Petitioner's appeal to the Board of Parole Appeals Unit was initially rejected as untimely but later reinstated. (Dkt. Nos. 1 at 3, 1-1 at 81-85.) In June 2017, while his administrative appeal was pending, Petitioner filed a state petition for habeas corpus. (Dkt. No. 1-1 at 110-21.) The People responded and, on October 20, 2017, the St. Lawrence County Supreme Court dismissed the petition. Id. at 41, 27-31. The court found Grefer had not exhausted administrative remedies and that, in any event, state habeas relief was not available because the maximum expiration of Petitioner's sentence would not occur until 2023. Id.

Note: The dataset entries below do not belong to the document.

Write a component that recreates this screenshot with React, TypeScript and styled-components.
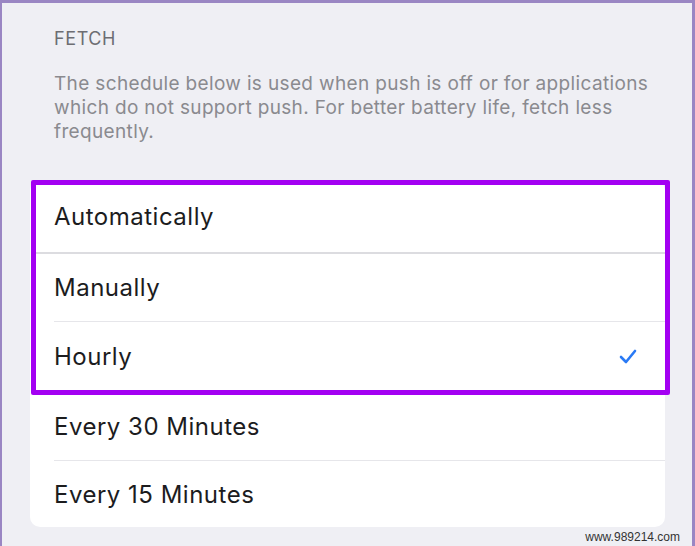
import React from "react";
import styled, { createGlobalStyle } from "styled-components";

const GlobalStyle = createGlobalStyle`
  html, body { margin: 0; padding: 0; background: #efeff4; }
  * { box-sizing: border-box; }
`;

const Frame = styled.div`
  width: 695px;
  height: 546px;
  background: #efeff4;
  border-left: 2px solid #9a86c3;
  border-top: 3px solid #9a86c3;
  border-right: 3px solid #9a86c3;
  font-family: Inter, Roboto, "Liberation Sans", sans-serif;
  display: flex;
  flex-direction: column;
  overflow: hidden;
`;

const SectionTitle = styled.div`
  margin: 25px 0 0 52px;
  font-size: 18px;
  line-height: 21px;
  color: #6d6d72;
  letter-spacing: 0.6px;
`;

const Description = styled.p`
  margin: 23px 30px 0 52px;
  font-size: 19px;
  line-height: 24px;
  color: #8a8a8f;
  letter-spacing: 0.35px;
`;

const Card = styled.div`
  margin: 36px 0 0 28px;
  width: 635px;
  background: #ffffff;
  border-radius: 10px;
  display: flex;
  flex-direction: column;
`;

const Highlight = styled.div`
  position: relative;
  display: flex;
  flex-direction: column;
  &::after {
    content: "";
    position: absolute;
    left: 1px;
    right: -5px;
    top: 0;
    bottom: -4px;
    border: 5px solid #a300f2;
    border-radius: 2px;
    pointer-events: none;
  }
`;

const Row = styled.div<{ $h: number }>`
  height: ${(p) => p.$h}px;
  display: flex;
  align-items: center;
  justify-content: space-between;
  padding: 0 28px 0 24px;
  font-size: 24px;
  letter-spacing: 0.5px;
  color: #1c1c1e;
`;

const Separator = styled.div<{ $full?: boolean }>`
  height: ${(p) => (p.$full ? 2 : 1)}px;
  margin-left: ${(p) => (p.$full ? 6 : 24)}px;
  background: ${(p) => (p.$full ? "#dcdce0" : "#e6e6ea")};
`;

const Footer = styled.div`
  display: flex;
  justify-content: flex-end;
  padding: 3px 12px 0 0;
  font-family: "Liberation Sans", Arial, sans-serif;
  font-size: 12px;
  color: #333;
`;

const Check = () => (
  <svg width="18" height="15" viewBox="0 0 18 15">
    <polyline
      points="2,8 7,13 16,2"
      fill="none"
      stroke="#2a7af5"
      strokeWidth="2.6"
      strokeLinecap="round"
      strokeLinejoin="round"
    />
  </svg>
);

export default function App() {
  return (
    <>
      <GlobalStyle />
      <Frame>
        <SectionTitle>FETCH</SectionTitle>
        <Description>
          The schedule below is used when push is off or for applications which do not support push. For better battery
          life, fetch less frequently.
        </Description>
        <Card>
          <Highlight>
            <Row $h={72}>Automatically</Row>
            <Separator $full />
            <Row $h={67}>Manually</Row>
            <Separator />
            <Row $h={69}>
              Hourly
              <Check />
            </Row>
          </Highlight>
          <Separator />
          <Row $h={68}>Every 30 Minutes</Row>
          <Separator />
          <Row $h={66}>Every 15 Minutes</Row>
        </Card>
        <Footer>www.989214.com</Footer>
      </Frame>
    </>
  );
}
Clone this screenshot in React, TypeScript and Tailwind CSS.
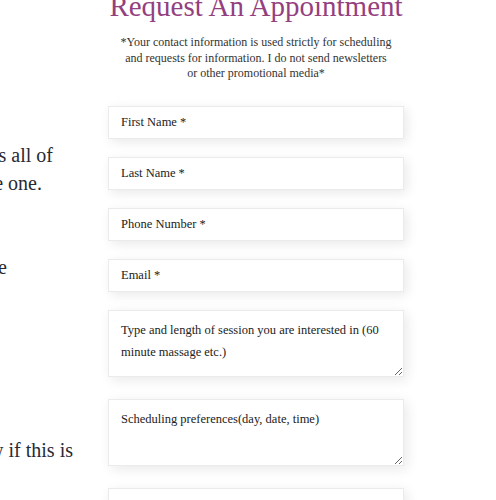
import React from "react";

const serif = "font-['Liberation_Serif','Times_New_Roman',serif]";

// left-hand copy: only the tail of each line shows, so each line is pinned by its right edge
const leftLines: { text: string; end: string; gap?: string }[] = [
  { text: "Every session is tailored and includes all of", end: "w-[53px]" },
  { text: "the techniques you need, in just the one.", end: "w-[42px]" },
  { text: "", end: "w-[0px]" },
  { text: "", end: "w-[0px]" },
  { text: "Please allow time to arrive and settle before", end: "w-[7px]" },
  { text: "Call first and let me know if this is", end: "w-[73px]", gap: "mt-[155px]" },
];

const fieldBox =
  "block w-full bg-white border border-[#ebebeb] shadow-[3px_3px_12px_rgba(0,0,0,0.09)] px-[12px] text-[#222] placeholder:text-[#222] outline-none";

export default function App() {
  return (
    <div className={`w-[496px] h-[500px] overflow-hidden bg-white flex ${serif}`}>
      {/* Left column (mostly off screen) */}
      <div className="w-[108px] shrink-0 pt-[141px] text-[20px] leading-[28px] text-[#262a36]">
        {leftLines.map((l, i) => (
          <div key={i} className={`flex justify-end h-[28px] ${l.end} ${l.gap ?? ""}`}>
            <span className="whitespace-nowrap">{l.text}</span>
          </div>
        ))}
      </div>

      {/* Form column */}
      <div className="w-[296px] shrink-0 flex flex-col">
        <h2 className="mt-[-11px] text-center text-[29px] leading-[35px] text-[#943f80]">
          Request An Appointment
        </h2>
        <p className="mt-[11px] text-center text-[12px] leading-[15.5px] text-[#333]">
          *Your contact information is used strictly for scheduling
          <br />
          and requests for information. I do not send newsletters
          <br />
          or other promotional media*
        </p>

        <form className="mt-[24.5px] flex flex-col">
          <input className={`${fieldBox} h-[33px] text-[12.5px]`} placeholder="First Name *" />
          <input className={`${fieldBox} mt-[18px] h-[33px] text-[12.5px]`} placeholder="Last Name *" />
          <input className={`${fieldBox} mt-[18px] h-[33px] text-[12.5px]`} placeholder="Phone Number *" />
          <input className={`${fieldBox} mt-[18px] h-[33px] text-[12.5px]`} placeholder="Email *" />
          <textarea
            className={`${fieldBox} mt-[18px] h-[67px] pt-[8px] text-[12.5px] leading-[22px]`}
            placeholder="Type and length of session you are interested in (60 minute massage etc.)"
          />
          <textarea
            className={`${fieldBox} mt-[22px] h-[67px] pt-[8px] text-[12.5px] leading-[22px]`}
            placeholder="Scheduling preferences(day, date, time)"
          />
          <textarea
            className={`${fieldBox} mt-[22px] h-[67px] pt-[8px] text-[12.5px] leading-[22px]`}
            placeholder="Questions or comments"
          />
        </form>
      </div>
    </div>
  );
}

On or about November 10, 2017, Petitioner sought leave to appeal the denial of state habeas relief from the Appellate Division, Third Department. (Dkt. No. 1 at 3, 10; see also Dkt. No. 17.) Approximately two weeks later, while still pursuing his administrative appeal, which was "currently being perfected" by assigned counsel, and with the application pending before the Appellate Division, Petitioner commenced the instant federal habeas action challenging the revocation of his parole and re-incarceration. (Dkt. No. 1 at 1-2.)

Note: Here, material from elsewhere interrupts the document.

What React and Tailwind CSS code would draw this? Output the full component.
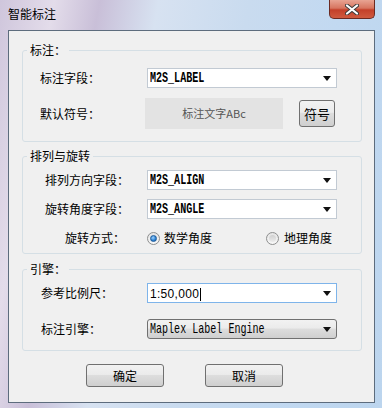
const cjk = "font-['Noto_Sans_CJK_SC','Noto_Sans',sans-serif]";

const Arrow = () => (
    <svg width="8" height="5" viewBox="0 0 8 5" className="shrink-0">
        <polygon points="0,0 8,0 4,5" fill="#111" />
    </svg>
);

const Combo = ({ children, focused, button }) => {
    let box =
        "w-[190px] h-[20px] flex items-center justify-between pl-[2px] pr-[5px] bg-white border";
    if (focused) box += " border-[#7eb4ea]";
    else if (button)
        box +=
            " border-[#707070] rounded-[3px] bg-[linear-gradient(#f2f2f2,#ebebeb_45%,#dddddd_50%,#cfcfcf)]";
    else box += " border-[#c2cad3]";
    return (
        <div className={box}>
            <div className="flex-1 overflow-hidden">{children}</div>
            <Arrow />
        </div>
    );
};

const MonoText = ({ children, bold }) => (
    <span
        className={`inline-block origin-left scale-x-[0.67] whitespace-nowrap font-['Liberation_Mono',monospace] text-[15px] leading-[18px] text-black ${
            bold ? "font-bold" : ""
        }`}
    >
        {children}
    </span>
);

const Radio = ({ checked }) => (
    <span className="w-[13px] h-[13px] rounded-full border border-[#8e8f8f] bg-[linear-gradient(#e4e4e4,#f8f8f8)] flex items-center justify-center shrink-0">
        {checked ? (
            <span className="w-[7px] h-[7px] rounded-full bg-[radial-gradient(circle_at_40%_35%,#9fd3ff,#2a7fd0_60%,#1b5fa8)] border border-[#1d5b9a]" />
        ) : (
            <span className="w-[7px] h-[7px] rounded-full bg-[linear-gradient(#d0d0d0,#ececec)]" />
        )}
    </span>
);

const Label = ({ children, pad }) => (
    <div className={`w-[124px] shrink-0 ${pad}`}>{children}</div>
);

const WinButton = ({ children, className }) => (
    <button
        className={`h-[23px] border border-[#707070] rounded-[3px] bg-[linear-gradient(#f2f2f2,#ebebeb_45%,#dddddd_50%,#cfcfcf)] text-[12px] text-black leading-none ${className}`}
    >
        {children}
    </button>
);

export default function App() {
    return (
        <div
            className={`w-[382px] h-[408px] overflow-hidden bg-[linear-gradient(100deg,#cfc6dc,#e3dcea_12%,#c9bfd8_22%,#d7e2f1_35%,#c9dbef_55%,#c2d9f1_75%,#bcd5ee)] ${cjk}`}
        >
            {/* Title bar */}
            <div className="flex h-[30px] items-start">
                <span className="ml-[8px] mt-[6px] text-[12px] leading-[16px] text-black">
                    智能标注
                </span>
                <button className="ml-auto mr-[7px] w-[46px] h-[19px] rounded-b-[5px] border border-t-0 border-[#6b2a22] bg-[linear-gradient(#e8a493,#d77560_45%,#c4402a_55%,#cf5a3f)] flex items-center justify-center">
                    <svg width="14" height="11" viewBox="0 0 14 11">
                        <path
                            d="M2 1.5 L12 9.5 M12 1.5 L2 9.5"
                            stroke="#3a3a3a"
                            strokeWidth="4"
                            strokeLinecap="round"
                        />
                        <path
                            d="M2 1.5 L12 9.5 M12 1.5 L2 9.5"
                            stroke="#ffffff"
                            strokeWidth="2.2"
                            strokeLinecap="round"
                        />
                    </svg>
                </button>
            </div>

            {/* Client area */}
            <div className="ml-[8px] w-[367px] h-[373px] border border-[#5d6c7d] bg-[#f0f0f0] text-[12px] text-black">
                {/* 标注 */}
                <fieldset className="ml-[13px] mt-[12px] w-[340px] border border-[#d5dfe5] rounded-[3px] pt-[11px] pb-[12px]">
                    <legend className="ml-[4px] px-[3px] leading-[14px]">标注：</legend>
                    <div className="flex items-center h-[20px]">
                        <Label pad="pl-[17px]">标注字段：</Label>
                        <Combo>
                            <MonoText bold>M2S_LABEL</MonoText>
                        </Combo>
                    </div>
                    <div className="flex items-center mt-[10px]">
                        <Label pad="pl-[17px]">默认符号：</Label>
                        <div className="-ml-[2px] w-[138px] h-[31px] bg-[#e3e3e3] flex items-center justify-center text-[11px] text-[#555]">
                            标注文字ABc
                        </div>
                        <WinButton className="ml-[16px] w-[36px] h-[27px] text-[13px]">
                            符号
                        </WinButton>
                    </div>
                </fieldset>

                {/* 排列与旋转 */}
                <fieldset className="ml-[13px] mt-[7px] w-[340px] border border-[#d5dfe5] rounded-[3px] pt-[7px] pb-[5px]">
                    <legend className="ml-[4px] px-[3px] leading-[14px]">排列与旋转</legend>
                    <div className="flex items-center h-[20px]">
                        <Label pad="pl-[22px]">排列方向字段：</Label>
                        <Combo>
                            <MonoText bold>M2S_ALIGN</MonoText>
                        </Combo>
                    </div>
                    <div className="flex items-center h-[20px] mt-[9px]">
                        <Label pad="pl-[22px]">旋转角度字段：</Label>
                        <Combo>
                            <MonoText bold>M2S_ANGLE</MonoText>
                        </Combo>
                    </div>
                    <div className="flex items-center h-[20px] mt-[9px]">
                        <Label pad="pl-[42px]">旋转方式：</Label>
                        <div className="w-[119px] flex items-center gap-[4px]">
                            <Radio checked />
                            <span>数学角度</span>
                        </div>
                        <div className="flex items-center gap-[5px]">
                            <Radio />
                            <span>地理角度</span>
                        </div>
                    </div>
                </fieldset>

                {/* 引擎 */}
                <fieldset className="ml-[13px] mt-[8px] w-[340px] border border-[#d5dfe5] rounded-[3px] pt-[7px] pb-[11px]">
                    <legend className="ml-[4px] px-[3px] leading-[14px]">引擎：</legend>
                    <div className="flex items-center h-[20px]">
                        <Label pad="pl-[18px]">参考比例尺：</Label>
                        <Combo focused>
                            <span className="font-['Liberation_Sans',sans-serif] text-[12px] leading-[18px] tracking-[0.3px]">
                                1:50,000
                            </span>
                            <span className="inline-block w-px h-[13px] bg-black align-middle ml-[1px]" />
                        </Combo>
                    </div>
                    <div className="flex items-center h-[20px] mt-[16px]">
                        <Label pad="pl-[18px]">标注引擎：</Label>
                        <Combo button>
                            <MonoText>Maplex Label Engine</MonoText>
                        </Combo>
                    </div>
                </fieldset>

                {/* Buttons */}
                <div className="flex mt-[13px] ml-[77px] gap-[41px]">
                    <WinButton className="w-[78px]">确定</WinButton>
                    <WinButton className="w-[78px]">取消</WinButton>
                </div>
            </div>
        </div>
    );
}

In his Petition, Grefer argues that he is entitled to federal habeas relief on the following grounds: (1) his due process rights under the Fourteenth Amendment and New York Executive Law § 259-i were violated because (a) the violations were based "on unverified facts" that were not established by a preponderance of evidence, and (b) witnesses were permitted to "present adverse (false) information without witness notification"; (2) his constitutional right to confront adverse witnesses was violated; (3) the officer who stopped his vehicle and arrested him for operating a vehicle without a valid driver's license lacked probable cause to execute the stop; (4) the parole revocation specialist failed to properly investigate the charges and did not fulfill his duties under Executive Law § 259-i; (5) the ALJ "violate[d] his duty as a neutral hearing body" by "answering questions on behalf of witnesses" at the revocation hearing and "disallowing" his counsel from providing "a closing"; (6) the ALJ erred in not striking the accusatory instrument because it was not signed; and (7) the evidence was insufficient to sentence him as either a category one parolee or a category three parolee. Id. at 4-9.

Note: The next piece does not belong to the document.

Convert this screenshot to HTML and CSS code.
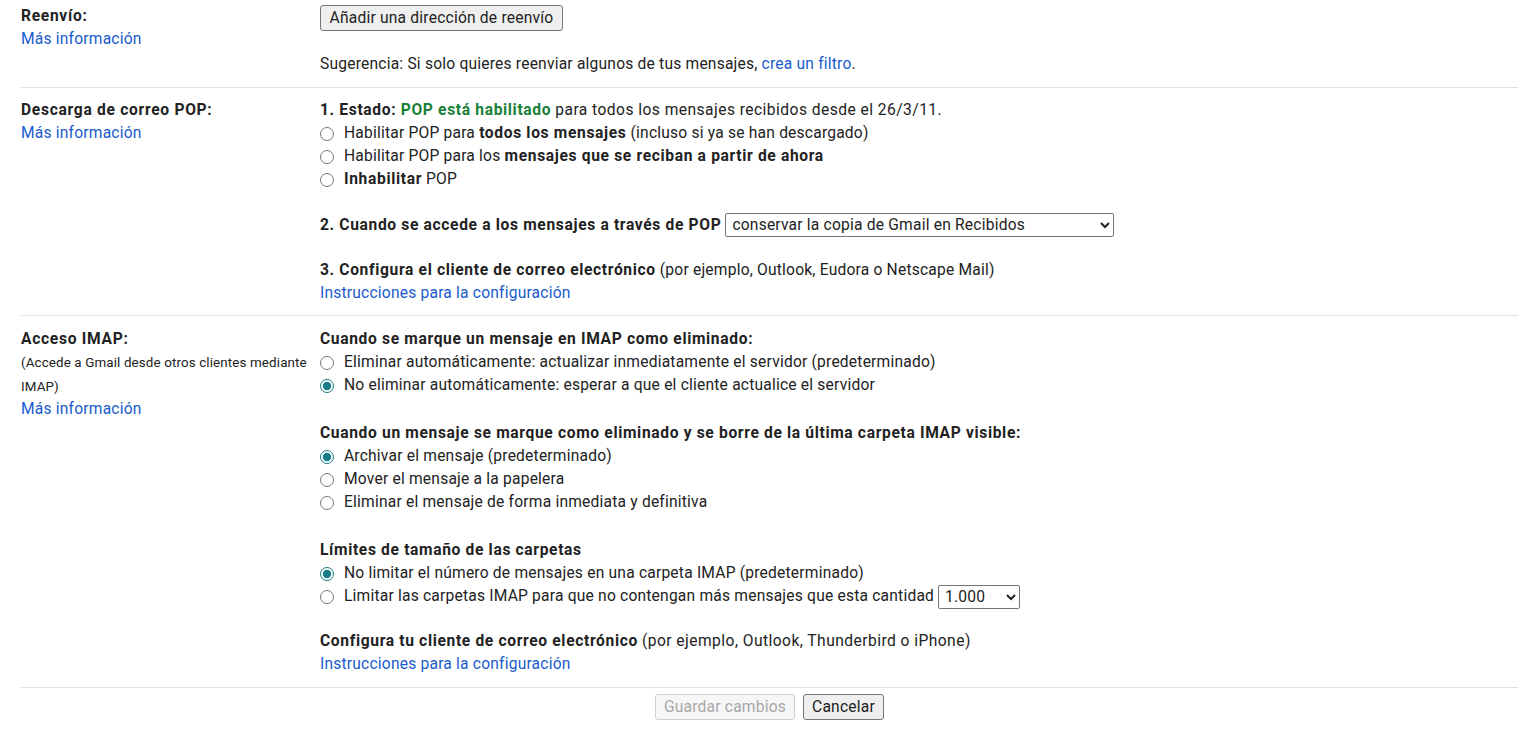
FILE: index.html
```html
<!DOCTYPE html>
<html lang="es">
<head>
<meta charset="utf-8">
<title>Configuración - Reenvío y correo POP/IMAP</title>
<link rel="stylesheet" href="styles.css">
</head>
<body>
<div class="page">
  <div class="row row-fwd">
    <div class="label">
      <div class="title">Reenvío:</div>
      <a class="link" href="#">Más información</a>
    </div>
    <div class="content">
      <div class="btn-line"><button class="btn btn-add" type="button">Añadir una dirección de reenvío</button></div>
      <div class="hint">Sugerencia: Si solo quieres reenviar algunos de tus mensajes, <a class="link" href="#">crea un filtro</a>.</div>
    </div>
  </div>

  <div class="row row-pop">
    <div class="label">
      <div class="title">Descarga de correo POP:</div>
      <a class="link" href="#">Más información</a>
    </div>
    <div class="content">
      <div class="group">
        <div class="line"><b>1. Estado: <span class="ok">POP está habilitado</span></b> <span class="wide">para todos los mensajes recibidos desde el 26/3/11.</span></div>
        <label class="opt"><input type="radio" name="pop"> <span>Habilitar POP para <b>todos los mensajes</b> (incluso si ya se han descargado)</span></label>
        <label class="opt"><input type="radio" name="pop"> <span>Habilitar POP para los <b>mensajes que se reciban a partir de ahora</b></span></label>
        <label class="opt"><input type="radio" name="pop"> <span><b>Inhabilitar</b> POP</span></label>
      </div>
      <div class="group g-select">
        <div class="line sel-line"><b>2. Cuando se accede a los mensajes a través de POP</b>
          <select class="sel sel-wide">
            <option>conservar la copia de Gmail en Recibidos</option>
            <option>marcar la copia de Gmail como leída</option>
            <option>archivar la copia de Gmail</option>
            <option>eliminar la copia de Gmail</option>
          </select>
        </div>
      </div>
      <div class="group g-after-select">
        <div class="line"><b>3. Configura el cliente de correo electrónico</b> (por ejemplo, Outlook, Eudora o Netscape Mail)</div>
        <a class="link line" href="#">Instrucciones para la configuración</a>
      </div>
    </div>
  </div>

  <div class="row row-imap">
    <div class="label">
      <div class="title">Acceso IMAP:</div>
      <div class="note">(Accede a Gmail desde otros clientes mediante IMAP)</div>
      <a class="link" href="#">Más información</a>
    </div>
    <div class="content">
      <div class="group">
        <div class="line"><b>Cuando se marque un mensaje en IMAP como eliminado:</b></div>
        <label class="opt"><input type="radio" name="del"> <span>Eliminar automáticamente: actualizar inmediatamente el servidor (predeterminado)</span></label>
        <label class="opt"><input type="radio" name="del" checked> <span>No eliminar automáticamente: esperar a que el cliente actualice el servidor</span></label>
      </div>
      <div class="group g-wide">
        <div class="line"><b>Cuando un mensaje se marque como eliminado y se borre de la última carpeta IMAP visible:</b></div>
        <label class="opt"><input type="radio" name="exp" checked> <span>Archivar el mensaje (predeterminado)</span></label>
        <label class="opt"><input type="radio" name="exp"> <span>Mover el mensaje a la papelera</span></label>
        <label class="opt"><input type="radio" name="exp"> <span>Eliminar el mensaje de forma inmediata y definitiva</span></label>
      </div>
      <div class="group g-wide">
        <div class="line"><b>Límites de tamaño de las carpetas</b></div>
        <label class="opt"><input type="radio" name="lim" checked> <span>No limitar el número de mensajes en una carpeta IMAP (predeterminado)</span></label>
        <label class="opt"><input type="radio" name="lim"> <span>Limitar las carpetas IMAP para que no contengan más mensajes que esta cantidad</span>
          <select class="sel sel-small">
            <option>1.000</option>
            <option>2.000</option>
            <option>5.000</option>
            <option>10.000</option>
          </select>
        </label>
      </div>
      <div class="group g-last">
        <div class="line"><b>Configura tu cliente de correo electrónico</b> <span class="wide">(por ejemplo, Outlook, Thunderbird o iPhone)</span></div>
        <a class="link line" href="#">Instrucciones para la configuración</a>
      </div>
    </div>
  </div>

  <div class="actions">
    <button class="btn btn-save" type="button" disabled>Guardar cambios</button>
    <button class="btn btn-cancel" type="button">Cancelar</button>
  </div>
</div>
</body>
</html>
```

FILE: styles.css
```css
html, body {
  margin: 0;
  padding: 0;
  background: #ffffff;
}

body {
  font-family: Roboto, "Liberation Sans", Arial, sans-serif;
  font-size: 15.6px;
  line-height: 23px;
  letter-spacing: 0.2px;
  color: #222222;
}

.page {
  margin-left: 21px;
  width: 1497px;
}

.row {
  display: flex;
  border-bottom: 1px solid #e2e2e2;
  padding: 11px 0 11px 0;
}

.row-fwd {
  padding-top: 5px;
  padding-bottom: 11px;
}

.row-pop {
  padding-bottom: 10px;
}

.row-imap {
  padding-top: 12px;
}

.label {
  width: 299px;
  flex: none;
  display: flex;
  flex-direction: column;
  align-items: flex-start;
}

.title {
  font-weight: 700;
  letter-spacing: 0.7px;
}

.note {
  font-size: 13.4px;
  line-height: 23.5px;
  letter-spacing: 0.12px;
  width: 292px;
}

.content {
  flex: 1;
  display: flex;
  flex-direction: column;
  align-items: flex-start;
}

.link {
  color: #1a5bcc;
  text-decoration: none;
}

.line {
  display: block;
}

.wide {
  letter-spacing: 0.45px;
}

.ok {
  color: #188038;
}

b {
  font-weight: 700;
  letter-spacing: 0.65px;
}

.opt {
  display: flex;
  align-items: center;
  height: 23px;
}

.opt input[type="radio"] {
  margin: 0 10px 0 0;
  width: 14px;
  height: 14px;
  accent-color: #187c86;
}

.group + .group {
  margin-top: 22px;
}

.group.g-select {
  margin-top: 22px;
}

.group.g-wide {
  margin-top: 25px;
}

.group.g-after-select {
  margin-top: 22px;
}

.group.g-last {
  margin-top: 22px;
}

.sel-line {
  display: flex;
  align-items: center;
  height: 24px;
  gap: 4px;
}

.sel {
  font-family: Roboto, "Liberation Sans", Arial, sans-serif;
  font-size: 15.6px;
  letter-spacing: 0.2px;
  color: #222222;
  background: #ffffff;
  border: 1px solid #767676;
  border-radius: 2px;
  height: 24px;
  padding: 0 2px;
}

.sel-wide {
  width: 389px;
}

.sel-small {
  width: 82px;
  margin-left: 4px;
}

.btn {
  font-family: Roboto, "Liberation Sans", Arial, sans-serif;
  font-size: 15.6px;
  letter-spacing: 0.2px;
  color: #222222;
  background: #efefef;
  border: 1px solid #767676;
  border-radius: 3px;
  height: 26px;
  padding: 0 6px;
  line-height: 24px;
}

.btn-add {
  width: 243px;
}

.btn-line {
  margin-top: 0;
  height: 26px;
}

.hint {
  margin-top: 22px;
}

.actions {
  display: flex;
  justify-content: center;
  gap: 8px;
  padding-top: 6px;
}

.btn-save {
  color: #a8a8a8;
  background: #f6f6f6;
  border-color: #cfcfcf;
  width: 140px;
}

.btn-cancel {
  width: 81px;
}
```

As he acknowledges, Grefer filed his federal habeas Petition "prior to exhausting all state remedies in the interest of justice[.]" Id. at 4. According to Petitioner, because he "will be released in less than four months," the requirement that he exhaust his state court remedies would "frustrate" his "constitutional rights" and "[c]reate a fundamental miscarriage of justice." Id. at 3, 4, 10.

On December 14, 2017, the Court directed Respondent to file an Answer to the Petition. (Dkt. No. 8.) Thereafter, on January 3, 2018, Petitioner filed a motion requesting a "stay" of the sentence he was already serving on his parole revocation at Ogdensburg C.F., as well as an "expedited proceeding" in this action. (Dkt. No. 10.) Generally, Petitioner argued that the briefing schedule in this case would "effectively render any decision from this Court moot" and "frustrate [his] rights" because he would have completed the sentence related to the parole revocation on or about March 15, 2018. Id. By Order filed January 11, 2018, the Court denied both requests. (Dkt. No. 11.)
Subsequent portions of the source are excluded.